Wednesday, July 25, 2007
CAS features Revolution theme for 2007-08
This year the College of Arts and Sciences will be continuing its Celebration of the Liberal Arts. Now in its fifth year, this program demonstrates how a liberal arts education results from the interactive work of scholars from many disciplines.
This year’s theme is “Revolution.” This goes beyond the typical notion of war or political change and examines the very idea of rapid, dramatic, intellectual change that underlies all revolutions. Scholars will examine the idea of revolution from a wide variety of disciplines, including political science, anthropology, sociology, art history and communication. All departments of the College of Arts and Sciences will participate, along with the Honors College.
Details for events throughout the year are still being finalized, but a number of events are planned.
- The Department of Music, Theatre and Dance, will examine the theatrical revolution sparked by absurdist drama in the twentieth century. They will present a series of absurdist plays, culminating with Frank Vitella’s “Come, Beauty.”
- The English Department will bring literary critic Kathering Joslin to campus for a two-day visit that will focus on the career of social activist Jane Addams. The career of Addams brought about a revolution in the way Americans viewed the role of women in public life.
- The Center for International Programs will invite Juan R.I. Cole, professor at the University of Michigan, to deliver a lecture on importance of revolutionary movements in the politics of the modern Middle East.
- The Department of Rhetoric, Communication, and Journalism and the Honors College will sponsor a discussion concerning the revolution of race relations which began in Detroit in the 1920s. Kevin Boyle, author of “Arc of Justice: A Saga of Race, Civil Rights, and Murder in the Jazz Age,” will come to campus to discuss his book on the infamous murder trial of Ossian Sweet.
As part of the Revolution theme, the faculty has selected a community book. Boyle’s “Arc of Justice: A Saga of Race, Civil Rights, and Murder in the Jazz Age” will be required reading in freshman rhetoric classes, as well as a number of classes in other disciplines.
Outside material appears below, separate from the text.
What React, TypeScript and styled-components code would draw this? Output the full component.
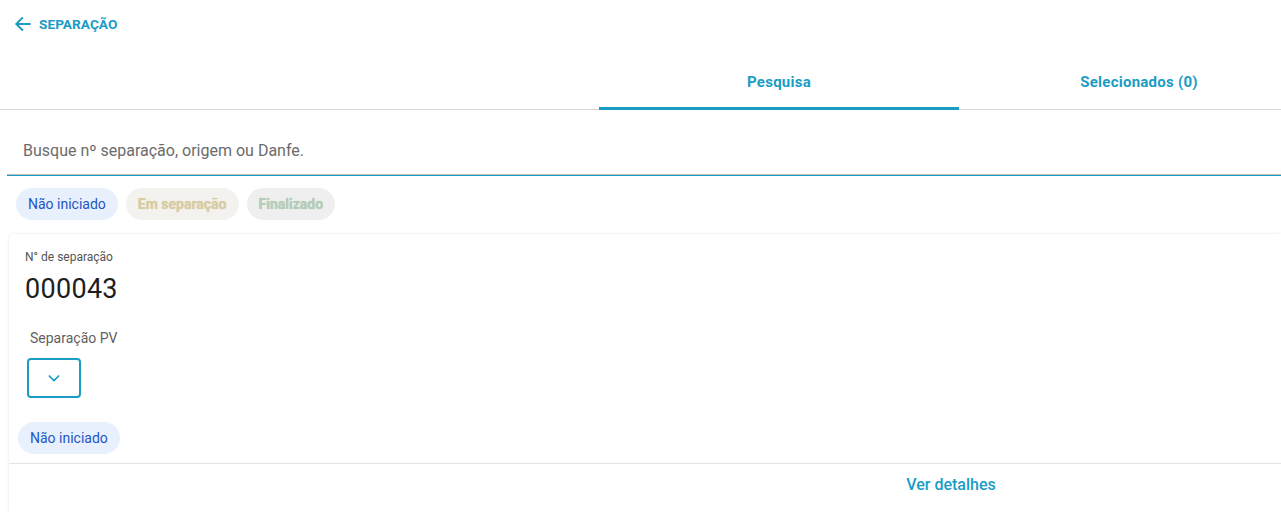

The book centers on the African American physician Ossian Sweet’s decision to move his family into a white neighborhood in Detroit during the fall of 1925. Sweet had no intention of being driven out of his home by white mobs, as had happened to others trying to break Detroit’s color line. On the first night in his new home, he was encountered by a crowd of 5,000 hostile whites. Shots rang out and a white neighbor was killed. The next day, Sweet and the ten other friends and family members who had come to help on the move-in day were charged with first-degree murder. The case attracted the support of the NAACP and the famous attorney Clarence Darrow. As it wound its way through the court system, the Sweet trial transformed the American civil rights movement. In many respects, it constituted a revolution that still affects Detroit today.